Technical discussion for those interested in Supermodel development and Model 3 reverse engineering. Prospective contributors welcome.
Forum rules
Keep it classy!

  • No ROM requests or links.
  • Do not ask to be a play tester.
  • Do not ask about release dates.
  • No drama!

Experimental new engine

Postby Ian » Wed Oct 19, 2022 8:58 am

Been messing around with a slightly different version of my rendering engine.

The original engine is written for gl2+ class hardware it works and runs pretty well on that kind of hardware. But I figured if I removed this limitation I could come up with quite a bit simpler code.

The gl2+ code basically makes individual textures out of the texture sheet. I basically emulate the texture sheet CPU side. But texturing on the model 3 is weird.
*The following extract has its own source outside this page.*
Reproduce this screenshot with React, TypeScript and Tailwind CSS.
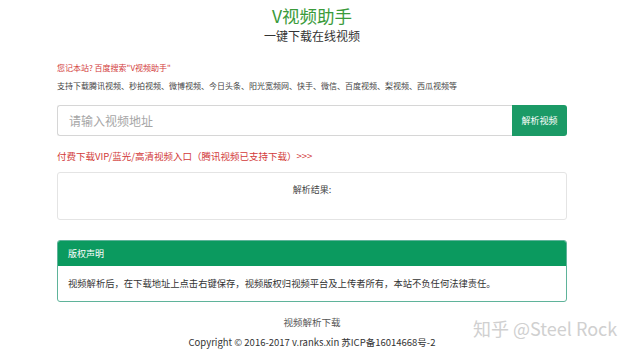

The way the database designer worked was a bit strange. A group of 4 textures might be addressed individually by a polygon, or a polygon might address a subset of the 4 textures. So for a single x/y position in the texture sheet a group you might have 5 different textures live there. If you imagine 4 textures together, and all the combinations. If it was 9 textures the possible combinations gets a lot larger.

Then there's the fact that each address is a 16bit value. We can either have 1 bit texture live there, or potentially have 4, 4 bit textures live there, at the same x/y position. On top of what scenario above.

The bottom line is this makes the texture binding and invalidation code pretty complex and potentially error prone.

With GL4+ h/w we can do unsigned integer maths. We can also use 16 bit unsigned textures. This means we can actually pass the model3 memory directly to opengl unmodified. Then we can do the texturing in the shader.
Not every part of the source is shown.